_Dataset section_.
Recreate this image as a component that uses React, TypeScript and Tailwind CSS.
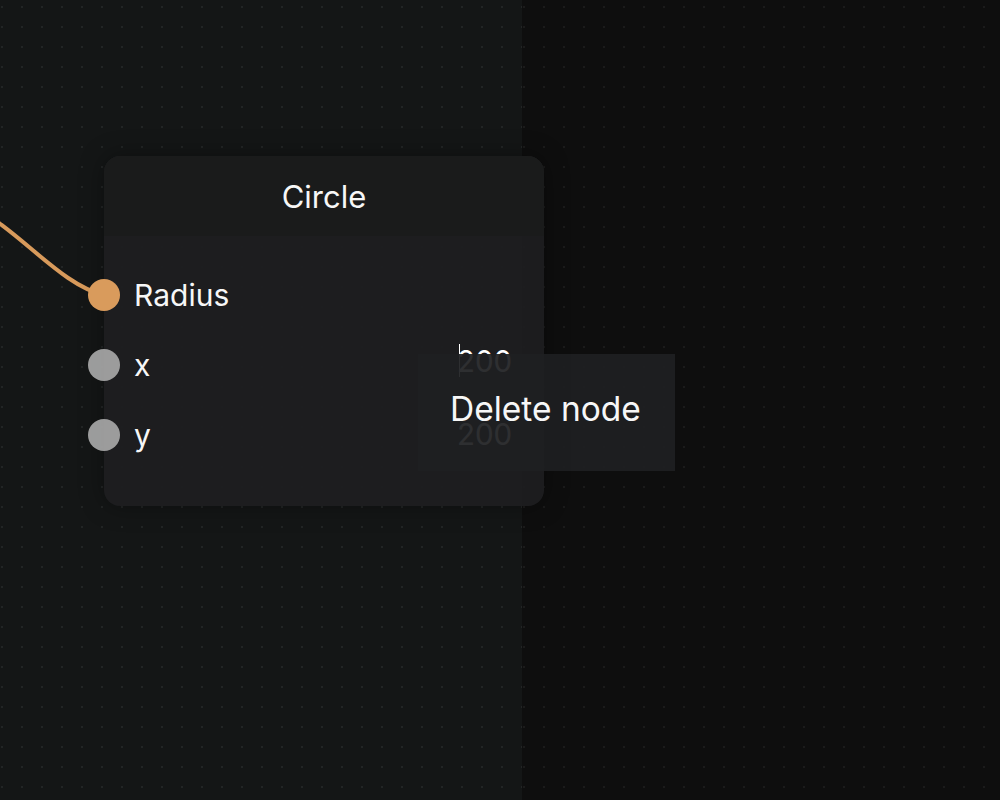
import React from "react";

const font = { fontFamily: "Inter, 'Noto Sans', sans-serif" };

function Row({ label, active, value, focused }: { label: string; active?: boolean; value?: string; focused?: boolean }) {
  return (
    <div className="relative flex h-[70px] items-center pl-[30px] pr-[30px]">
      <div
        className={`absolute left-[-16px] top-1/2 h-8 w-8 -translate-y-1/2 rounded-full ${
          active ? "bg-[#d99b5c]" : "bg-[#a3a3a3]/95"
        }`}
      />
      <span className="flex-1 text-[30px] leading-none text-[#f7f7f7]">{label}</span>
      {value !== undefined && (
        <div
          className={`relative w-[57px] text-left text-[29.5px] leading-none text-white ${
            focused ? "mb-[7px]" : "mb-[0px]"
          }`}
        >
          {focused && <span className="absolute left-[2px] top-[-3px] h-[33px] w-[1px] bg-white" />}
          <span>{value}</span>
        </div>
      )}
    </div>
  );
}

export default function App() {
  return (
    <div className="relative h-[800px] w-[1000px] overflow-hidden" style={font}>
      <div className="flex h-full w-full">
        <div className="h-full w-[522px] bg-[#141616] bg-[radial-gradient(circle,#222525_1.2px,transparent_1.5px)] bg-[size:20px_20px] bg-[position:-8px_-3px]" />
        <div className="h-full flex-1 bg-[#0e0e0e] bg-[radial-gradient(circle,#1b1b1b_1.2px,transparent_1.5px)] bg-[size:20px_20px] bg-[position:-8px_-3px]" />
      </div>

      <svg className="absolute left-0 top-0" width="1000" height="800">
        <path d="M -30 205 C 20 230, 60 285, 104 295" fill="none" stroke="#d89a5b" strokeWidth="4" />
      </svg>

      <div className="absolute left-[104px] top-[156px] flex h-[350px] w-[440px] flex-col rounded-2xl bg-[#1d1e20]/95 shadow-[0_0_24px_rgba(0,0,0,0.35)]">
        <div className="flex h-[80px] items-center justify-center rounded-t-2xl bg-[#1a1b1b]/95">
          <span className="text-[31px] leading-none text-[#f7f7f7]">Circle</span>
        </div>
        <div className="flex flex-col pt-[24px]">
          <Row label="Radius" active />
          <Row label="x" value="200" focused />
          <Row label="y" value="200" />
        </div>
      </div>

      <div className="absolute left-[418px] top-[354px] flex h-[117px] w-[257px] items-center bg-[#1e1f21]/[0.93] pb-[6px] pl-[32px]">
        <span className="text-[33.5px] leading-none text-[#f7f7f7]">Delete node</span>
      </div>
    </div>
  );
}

_Problem_. Reproduce the data above in full, exactly as it is, with the pictures left out.

_The completed task_.
Recreate this image as a component that uses React, TypeScript and Tailwind CSS.
import React from "react";

const font = { fontFamily: "Inter, 'Noto Sans', sans-serif" };

function Row({ label, active, value, focused }: { label: string; active?: boolean; value?: string; focused?: boolean }) {
  return (
    <div className="relative flex h-[70px] items-center pl-[30px] pr-[30px]">
      <div
        className={`absolute left-[-16px] top-1/2 h-8 w-8 -translate-y-1/2 rounded-full ${
          active ? "bg-[#d99b5c]" : "bg-[#a3a3a3]/95"
        }`}
      />
      <span className="flex-1 text-[30px] leading-none text-[#f7f7f7]">{label}</span>
      {value !== undefined && (
        <div
          className={`relative w-[57px] text-left text-[29.5px] leading-none text-white ${
            focused ? "mb-[7px]" : "mb-[0px]"
          }`}
        >
          {focused && <span className="absolute left-[2px] top-[-3px] h-[33px] w-[1px] bg-white" />}
          <span>{value}</span>
        </div>
      )}
    </div>
  );
}

export default function App() {
  return (
    <div className="relative h-[800px] w-[1000px] overflow-hidden" style={font}>
      <div className="flex h-full w-full">
        <div className="h-full w-[522px] bg-[#141616] bg-[radial-gradient(circle,#222525_1.2px,transparent_1.5px)] bg-[size:20px_20px] bg-[position:-8px_-3px]" />
        <div className="h-full flex-1 bg-[#0e0e0e] bg-[radial-gradient(circle,#1b1b1b_1.2px,transparent_1.5px)] bg-[size:20px_20px] bg-[position:-8px_-3px]" />
      </div>

      <svg className="absolute left-0 top-0" width="1000" height="800">
        <path d="M -30 205 C 20 230, 60 285, 104 295" fill="none" stroke="#d89a5b" strokeWidth="4" />
      </svg>

      <div className="absolute left-[104px] top-[156px] flex h-[350px] w-[440px] flex-col rounded-2xl bg-[#1d1e20]/95 shadow-[0_0_24px_rgba(0,0,0,0.35)]">
        <div className="flex h-[80px] items-center justify-center rounded-t-2xl bg-[#1a1b1b]/95">
          <span className="text-[31px] leading-none text-[#f7f7f7]">Circle</span>
        </div>
        <div className="flex flex-col pt-[24px]">
          <Row label="Radius" active />
          <Row label="x" value="200" focused />
          <Row label="y" value="200" />
        </div>
      </div>

      <div className="absolute left-[418px] top-[354px] flex h-[117px] w-[257px] items-center bg-[#1e1f21]/[0.93] pb-[6px] pl-[32px]">
        <span className="text-[33.5px] leading-none text-[#f7f7f7]">Delete node</span>
      </div>
    </div>
  );
}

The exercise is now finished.